Get the example code from GitHub:

git clone https://github.com/NVIDIA/NVFlare.git

Then navigate to the hello-flower directory:

git switch <release branch>
cd examples/hello-world/hello-flower

Install the dependencies:

pip install -r requirements.txt

Code Structure

hello-flower
||
||-- flwr-pt/           # Flower PyTorch app
||   |-- flwr_pt/
||   |   |-- client.py   # <-- contains `ClientApp`
||   |   |-- __init__.py # <-- to register the python module
||   |   |-- server.py   # <-- contains `ServerApp`
||   |   |-- task.py     # <-- task-specific code (model, data)
||   |-- pyproject.toml  # <-- Flower project file
||-- flwr-pt-tb/        # Flower PyTorch app with TensorBoard streaming
||   |-- flwr_pt_tb/
||   |   |-- client.py   # <-- contains `ClientApp` with TensorBoard
||   |   |-- __init__.py # <-- to register the python module
||   |   |-- server.py   # <-- contains `ServerApp`
||   |   |-- task.py     # <-- task-specific code (model, data)
||   |-- pyproject.toml  # <-- Flower project file
||-- job.py             # job recipe that defines client and server configurations
||-- requirements.txt   # dependencies

Data

This example uses the CIFAR-10 dataset.

In a real FL experiment, each client would have their own dataset used for local training. You can download the CIFAR-10 dataset from the Internet via torchvision’s datasets module. You can split the datasets for different clients so that each client has its own dataset. For simplicity, the same dataset will be used on each client in this example.

Model

In PyTorch, neural networks are implemented by defining a class that extends nn.Module. The network’s architecture is set up in the __init__ method, while the forward method determines how input data flows through the layers. For faster computations, the model is transferred to a hardware accelerator (such as CUDA GPUs) if available; otherwise, it runs on the CPU. The implementation of this model can be found in the task.py files within the Flower app directories and is based on a simple CNN adapted from “PyTorch: A 60 Minute Blitz”.

Client Code

The client code in client.py is responsible for local training and contains the Flower Client App.

Server Code

In this example, we use Flower’s built-in federated averaging Strategy. The server code is defined in server.py within each Flower app directory. There is no need to define customized server code for this example, as Flower provides the FedAvg implementation.

Job Recipe Code

The Job Recipe contains the Flower app configuration and deploys it within NVFlare.

recipe = FlowerRecipe(
    name="hello-flower",
    min_clients=n_clients,
    num_rounds=num_rounds,
    content_dir=content_dir,
    stream_metrics=stream_metrics,
)

env = SimEnv(num_clients=n_clients, num_threads=n_clients)
recipe.execute(env=env)

Run Job

From the terminal, run the code:

Run `flwr-pt` with NVFlare Simulation

This runs 2 Flower clients and a Flower server in parallel using NVFlare’s simulator.

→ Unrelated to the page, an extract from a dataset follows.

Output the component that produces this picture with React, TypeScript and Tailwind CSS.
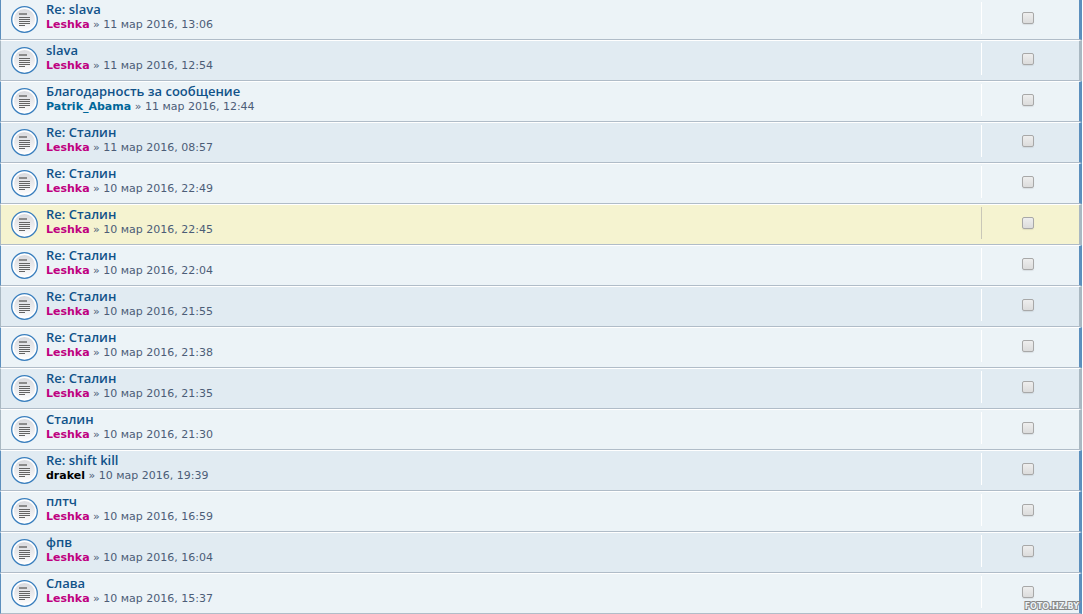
import clsx from "clsx";

type Message = {
  subject: string;
  author: string;
  date: string;
  color?: string;
  replied?: boolean;
  marked?: boolean;
};

const messages: Message[] = [
  { subject: "Re: slava", author: "Leshka", date: "11 мар 2016, 13:06", replied: true },
  { subject: "slava", author: "Leshka", date: "11 мар 2016, 12:54" },
  { subject: "Благодарность за сообщение", author: "Patrik_Abama", date: "11 мар 2016, 12:44", color: "text-[#006699]", replied: true },
  { subject: "Re: Сталин", author: "Leshka", date: "11 мар 2016, 08:57", replied: true },
  { subject: "Re: Сталин", author: "Leshka", date: "10 мар 2016, 22:49", replied: true },
  { subject: "Re: Сталин", author: "Leshka", date: "10 мар 2016, 22:45", marked: true },
  { subject: "Re: Сталин", author: "Leshka", date: "10 мар 2016, 22:04", replied: true },
  { subject: "Re: Сталин", author: "Leshka", date: "10 мар 2016, 21:55" },
  { subject: "Re: Сталин", author: "Leshka", date: "10 мар 2016, 21:38", replied: true },
  { subject: "Re: Сталин", author: "Leshka", date: "10 мар 2016, 21:35" },
  { subject: "Сталин", author: "Leshka", date: "10 мар 2016, 21:30" },
  { subject: "Re: shift kill", author: "drakel", date: "10 мар 2016, 19:39", color: "text-black", replied: true },
  { subject: "плтч", author: "Leshka", date: "10 мар 2016, 16:59", replied: true },
  { subject: "фпв", author: "Leshka", date: "10 мар 2016, 16:04", replied: true },
  { subject: "Слава", author: "Leshka", date: "10 мар 2016, 15:37", replied: true },
];

const TopicIcon = () => (
  <svg className="w-[27px] h-[27px] shrink-0" viewBox="0 0 27 27" aria-hidden="true">
    <defs>
      <linearGradient id="disc" x1="0" y1="0" x2="0" y2="1">
        <stop offset="0" stopColor="#d9dade" />
        <stop offset="1" stopColor="#fbfbfc" />
      </linearGradient>
    </defs>
    <circle cx="13.5" cy="13.5" r="12.8" fill="#fff" stroke="#3a7fbe" strokeWidth="1.3" />
    <circle cx="13.5" cy="13.5" r="10.5" fill="url(#disc)" />
    <path d="M8 7h8v2H8z" fill="#8b8b8b" />
    <path d="M8 11.5h11M8 13.5h11M8 15.5h11M8 17.5h11M8 19.5h6" stroke="#646464" />
  </svg>
);

const MessageRow = ({ message, index }: { message: Message; index: number }) => {
  const { subject, author, date, color = "text-[#bf0080]", replied, marked } = message;
  const subjectId = `subject-${index}`;

  return (
    <li
      className={clsx(
        "flex items-start border-l border-r-3 border-b border-b-[#b0bcc8]",
        index > 0 && "border-t border-t-white",
        replied ? "border-x-[#5c8fbd]" : "border-x-[#a9b8c2]",
        marked ? "bg-[#f5f3d0]" : index % 2 ? "bg-[#e1ebf2]" : "bg-[#ecf3f7]"
      )}
    >
      <div className="flex flex-1 items-start pl-[10px] pt-px pb-1">
        <div className="pt-[5px]">
          <TopicIcon />
        </div>
        <div className="pl-2">
          <a
            href="#"
            id={subjectId}
            className="block font-['Open_Sans',sans-serif] text-[13px] leading-4 font-semibold text-[#105289]"
          >
            {subject}
          </a>
          <p className="font-['DejaVu_Sans',sans-serif] text-[11px] leading-4 text-[#4c5d77]">
            <a href="#" className={clsx("font-bold", color)}>
              {author}
            </a>{" "}
            » {date}
          </p>
        </div>
      </div>
      <div
        className={clsx(
          "flex w-[98px] h-8 mt-[2px] mb-[5px] justify-center border-l pt-[10px] pr-[5px]",
          marked ? "border-[#c9c7b8]" : "border-white"
        )}
      >
        <input
          type="checkbox"
          aria-labelledby={subjectId}
          className="appearance-none size-3 rounded-[2px] border border-[#a8a8a8] bg-linear-to-b from-[#eeeeee] to-[#dcdcdc] shadow-[0_1px_1px_#00000014] checked:bg-[#3a7fbe]"
        />
      </div>
    </li>
  );
};

const App = () => {
  return (
    <main className="relative bg-white pr-px">
      <ul>
        {messages.map((message, index) => (
          <MessageRow key={index} message={message} index={index} />
        ))}
      </ul>
      <span className="absolute right-1 bottom-[2px] font-['DejaVu_Sans',sans-serif] text-[8px] leading-[10px] font-bold text-[#ecf3f7] [-webkit-text-stroke:2px_#858585] [paint-order:stroke]">
        FOTO.HZ.BY
      </span>
    </main>
  );
};

export default App;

python job.py --job_name "flwr-pt" --content_dir "./flwr-pt"

Run `flwr-pt` with NVFlare Simulation and TensorBoard Streaming

This runs 2 Flower clients and a Flower server in parallel using NVFlare while streaming TensorBoard metrics to the server at each iteration using NVFlare’s metric streaming.

python job.py --job_name "flwr-pt-tb" --content_dir "./flwr-pt-tb" --stream_metrics

You can visualize the metrics streamed to the server using TensorBoard.

tensorboard --logdir /tmp/nvflare/hello-flower

Run with Real Deployment

First, check the deployment guide: Deployment Overview.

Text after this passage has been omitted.